In the last post, we talked about the basic connection between the Lembas Bread and the Eucharist and J. R. R. Tolkien’s devotion to the Eucharist. Now, let’s follow Tolkien down the path a bit further: “it’s a dangerous business, Frodo, going out your door. You step onto the road, and if you don’t keep your feet, there’s no knowing where you might be swept off to.”
WHERE DID THE LEMBAS BREAD COME FROM?
Tolkien provides us with some of the bread’s history elsewhere in his writing. It is interesting that Tolkien should dedicate so much time to writing about bread if he was not hinting at a greater significance to the bread.
It is said by the Eldar that the art of preparing the Lembas came from the Vala Yavanna. Yavanna was one of the Ainu or the “Holy Ones.” These were the first and mightiest of the beings created by Eru Ilúvatar, “the One” who is basically “God the Father,” before the creation of the world. All growing things and fruits were attributed to Yavanna. In the Elvish language, Yavanna’s name means “Giver of Fruits.”

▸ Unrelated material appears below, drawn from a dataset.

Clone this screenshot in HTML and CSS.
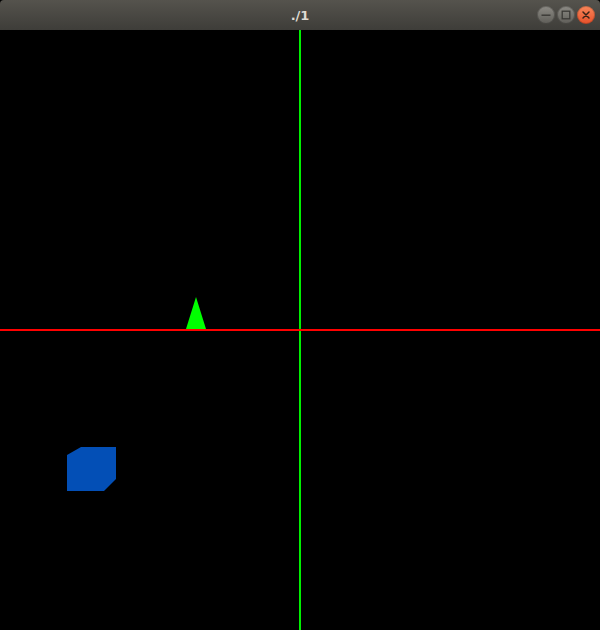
FILE: index.html
```html
<!DOCTYPE html>
<html>
<head>
<meta charset="utf-8">
<link rel="stylesheet" href="styles.css">
</head>
<body>
<div class="window">
  <div class="titlebar">
    <span class="title">./1</span>
    <div class="controls">
      <span class="btn btn-grey">
        <svg width="18" height="18" viewBox="0 0 18 18"><rect x="4.5" y="8.5" width="9" height="1.4" fill="#3a3935"/></svg>
      </span>
      <span class="btn btn-grey">
        <svg width="18" height="18" viewBox="0 0 18 18"><rect x="5.2" y="5.2" width="7.6" height="7.6" fill="none" stroke="#3a3935" stroke-width="1.3"/></svg>
      </span>
      <span class="btn btn-close">
        <svg width="18" height="18" viewBox="0 0 18 18"><path d="M6 6 L12 12 M12 6 L6 12" stroke="#3b2318" stroke-width="1.5" stroke-linecap="round"/></svg>
      </span>
    </div>
  </div>
  <svg class="canvas" width="600" height="600" viewBox="0 0 600 600">
    <rect x="0" y="0" width="600" height="600" fill="#000"/>
    <rect x="299" y="0" width="2" height="600" fill="#00f000"/>
    <polygon points="196,267 206,299 186,299" fill="#00ff00"/>
    <rect x="0" y="299" width="600" height="2" fill="#ff0000"/>
    <polygon points="81,417 116,417 116,449 104,461 67,461 67,425" fill="#034fb6"/>
  </svg>
</div>
</body>
</html>
```
FILE: styles.css
```css
html, body {
  margin: 0;
  padding: 0;
  background: #000;
}
.window {
  width: 600px;
  height: 630px;
  display: flex;
  flex-direction: column;
  overflow: hidden;
}
.titlebar {
  height: 30px;
  flex: none;
  position: relative;
  display: flex;
  align-items: center;
  justify-content: center;
  background: linear-gradient(#55534d, #3e3d39);
  border-radius: 4px 4px 0 0;
}
.title {
  font-family: "DejaVu Sans", sans-serif;
  font-weight: bold;
  font-size: 13px;
  color: #dfdbd2;
}
.controls {
  position: absolute;
  right: 5px;
  top: 6px;
  display: flex;
  gap: 2px;
}
.btn {
  width: 18px;
  height: 18px;
  border-radius: 50%;
  display: block;
}
.btn svg {
  display: block;
}
.btn-grey {
  background: linear-gradient(#8d8b85, #5e5d58);
  box-shadow: inset 0 0 0 1px rgba(0,0,0,0.25);
}
.btn-close {
  background: linear-gradient(#f9875a, #e6502a);
  box-shadow: inset 0 0 0 1px rgba(0,0,0,0.2);
}
.canvas {
  display: block;
  flex: none;
}
```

The art of preparing the lembas bread is said to have originated as far back as the Elves’ Great Journey to Aman, when Yavanna brought to them a special corn grown on her own fields. These traditions were passed on throughout the long ages from house to house of the High Elves.

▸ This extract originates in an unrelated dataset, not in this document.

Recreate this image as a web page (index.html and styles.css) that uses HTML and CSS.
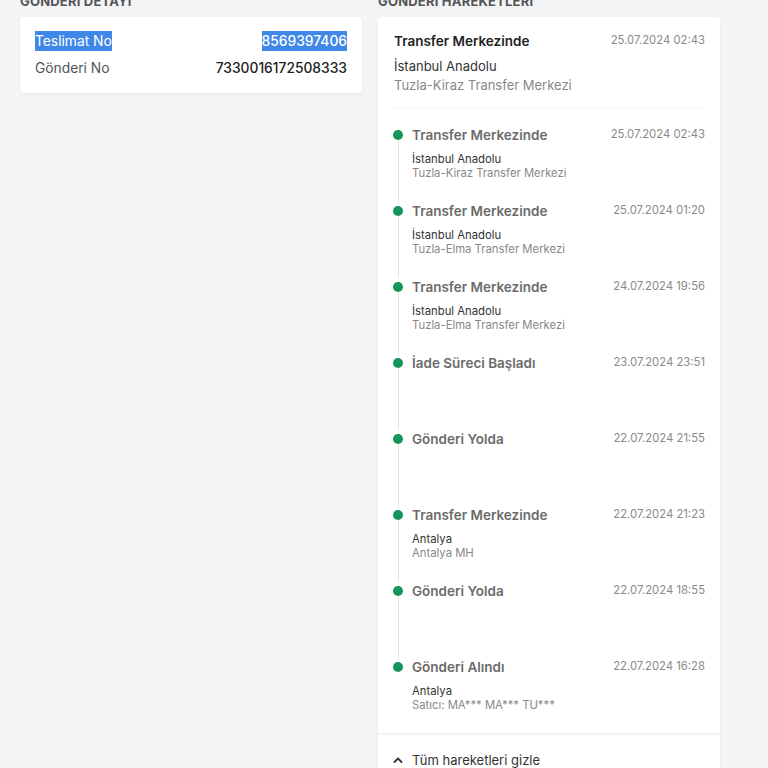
FILE: index.html
```html
<!DOCTYPE html>
<html lang="tr">
<head>
<meta charset="utf-8">
<title>Gönderi</title>
<link rel="stylesheet" href="styles.css">
</head>
<body>
<div class="page">
  <section class="col">
    <h2 class="heading">Gönderi Detayı</h2>
    <div class="card detail">
      <div class="row"><span class="label sel">Teslimat No</span><span class="value sel">8569397406</span></div>
      <div class="row"><span class="label">Gönderi No</span><span class="value">7330016172508333</span></div>
    </div>
  </section>
  <section class="col">
    <h2 class="heading">Gönderi Hareketleri</h2>
    <div class="card moves">
      <div class="current">
        <div class="cur-head"><span class="cur-title">Transfer Merkezinde</span><span class="date">25.07.2024 02:43</span></div>
        <div class="cur-city">İstanbul Anadolu</div>
        <div class="cur-place">Tuzla-Kiraz Transfer Merkezi</div>
      </div>
      <ul class="timeline">
        <li class="item"><span class="marker"><span class="dot"></span><span class="line"></span></span><span class="title">Transfer Merkezinde</span><span class="date">25.07.2024 02:43</span><span class="info"><span class="city">İstanbul Anadolu</span><span class="place">Tuzla-Kiraz Transfer Merkezi</span></span></li>
        <li class="item"><span class="marker"><span class="dot"></span><span class="line"></span></span><span class="title">Transfer Merkezinde</span><span class="date">25.07.2024 01:20</span><span class="info"><span class="city">İstanbul Anadolu</span><span class="place">Tuzla-Elma Transfer Merkezi</span></span></li>
        <li class="item"><span class="marker"><span class="dot"></span><span class="line"></span></span><span class="title">Transfer Merkezinde</span><span class="date">24.07.2024 19:56</span><span class="info"><span class="city">İstanbul Anadolu</span><span class="place">Tuzla-Elma Transfer Merkezi</span></span></li>
        <li class="item"><span class="marker"><span class="dot"></span><span class="line"></span></span><span class="title">İade Süreci Başladı</span><span class="date">23.07.2024 23:51</span></li>
        <li class="item"><span class="marker"><span class="dot"></span><span class="line"></span></span><span class="title">Gönderi Yolda</span><span class="date">22.07.2024 21:55</span></li>
        <li class="item"><span class="marker"><span class="dot"></span><span class="line"></span></span><span class="title">Transfer Merkezinde</span><span class="date">22.07.2024 21:23</span><span class="info"><span class="city">Antalya</span><span class="place">Antalya MH</span></span></li>
        <li class="item"><span class="marker"><span class="dot"></span><span class="line"></span></span><span class="title">Gönderi Yolda</span><span class="date">22.07.2024 18:55</span></li>
        <li class="item last"><span class="marker"><span class="dot"></span></span><span class="title">Gönderi Alındı</span><span class="date">22.07.2024 16:28</span><span class="info"><span class="city">Antalya</span><span class="place">Satıcı: MA*** MA*** TU***</span></span></li>
      </ul>
      <div class="toggle">
        <svg class="chev" width="12" height="12" viewBox="0 0 12 12"><polyline points="2.5,8 6,4.5 9.5,8" fill="none" stroke="#333" stroke-width="1.8" stroke-linecap="round" stroke-linejoin="round"/></svg>
        <span>Tüm hareketleri gizle</span>
      </div>
    </div>
  </section>
</div>
</body>
</html>
```

FILE: styles.css
```css
* { box-sizing: border-box; }
html, body { margin: 0; padding: 0; }
body {
  background: #f3f4f6;
  font-family: Inter, "Noto Sans", "Liberation Sans", sans-serif;
  color: #333;
  overflow: hidden;
}
.page {
  display: grid;
  grid-template-columns: 342px 342px;
  column-gap: 16px;
  padding: 0 20px;
  margin-top: -7px;
  align-items: start;
}
.heading {
  margin: 0 0 8px;
  font-size: 13px;
  line-height: 16px;
  font-weight: 700;
  text-transform: uppercase;
  color: #555;
  letter-spacing: 0.2px;
}
.card {
  background: #fff;
  border-radius: 4px;
  box-shadow: 0 1px 3px rgba(0,0,0,0.06);
}
.detail {
  padding: 14px 15px 15px;
  display: flex;
  flex-direction: column;
  gap: 7px;
}
.row {
  display: flex;
  justify-content: space-between;
  font-size: 13.8px;
  line-height: 20px;
}
.label { color: #555; }
.value { color: #222; font-weight: 500; }
.sel { background: #3f88e8; color: #fff; }
.moves { padding-bottom: 40px; }
.current {
  margin: 0 15px;
  padding: 14px 0 13px 1px;
  border-bottom: 1px solid #f5f5f5;
}
.cur-head {
  display: flex;
  justify-content: space-between;
  align-items: flex-start;
}
.cur-title {
  font-size: 13.5px;
  line-height: 20px;
  font-weight: 600;
  color: #222;
}
.date {
  font-size: 11.3px;
  line-height: 18px;
  color: #8a8a8a;
}
.cur-city {
  margin-top: 5px;
  font-size: 13px;
  line-height: 20px;
  color: #333;
}
.cur-place {
  font-size: 13px;
  line-height: 19px;
  color: #888;
}
.timeline {
  list-style: none;
  margin: 0;
  padding: 16px 15px 0;
}
.item {
  display: grid;
  grid-template-columns: 10px 1fr auto;
  grid-template-rows: 20px 1fr;
  column-gap: 9px;
  height: 76px;
}
.marker {
  grid-row: 1 / span 2;
  grid-column: 1;
  display: flex;
  flex-direction: column;
  align-items: center;
  padding-top: 5px;
}
.dot {
  width: 10px;
  height: 10px;
  border-radius: 50%;
  background: #16955a;
  flex: none;
}
.line {
  flex: 1;
  width: 1px;
  margin-left: 1px;
  background: #e3e3e3;
}
.title {
  grid-column: 2;
  font-size: 13.5px;
  line-height: 20px;
  font-weight: 600;
  color: #6b6b6b;
}
.item .date { grid-column: 3; }
.info {
  grid-column: 2 / span 2;
  grid-row: 2;
  display: flex;
  flex-direction: column;
  padding-top: 7px;
}
.city {
  font-size: 11.3px;
  line-height: 14px;
  color: #333;
}
.place {
  font-size: 11.3px;
  line-height: 14px;
  color: #888;
}
.toggle {
  border-top: 2px solid #f4f4f4;
  padding: 15px 15px 0 14px;
  display: flex;
  align-items: center;
  gap: 8px;
  font-size: 13px;
  line-height: 20px;
  color: #333;
}
.chev { flex: none; }
```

This is very interesting. For what might Tolkien’s “Great Journey” be an allegory?
The Great Journey was the march of the elves, the Eldar, from Cuiviénen, the place of their awakening, to Valinor. Valinor is elsewhere called the Undying Lands. Only immortals such as the elves and ringbearers are permitted to live in the Undying Lands. Valinor is, therefore, the equivalent of Heaven or the Promised Land.
When in salvation history was there a “great journey,” or “Exodus”, to the Promised Land? The Great Journey of the Eldar is an allegory for the Exodus of the Israelites out of Egypt. The Great Journey is the equivalent of the Wilderness Wanderings, the forty years the Israelites spent wandering in the desert and wilderness of the Sinai Peninsula.
But wait, what did the Israelites eat during those forty years spent wandering in the desert? Wasn’t it some kind of bread?
The Manna was the miraculous bread that fed the Israelites for forty years in the desert, cf. Exodus 16; Numbers 11:6-9. It was bread from heaven. It fell during the night in small white flakes or grains which covered the ground and presented the appearance of hoar frost. These grains are described as resembling coriander seed and bdellium, with a taste like "flour with honey" or "bread tempered with oil" (Exodus 16:31; Numbers 11:7-8).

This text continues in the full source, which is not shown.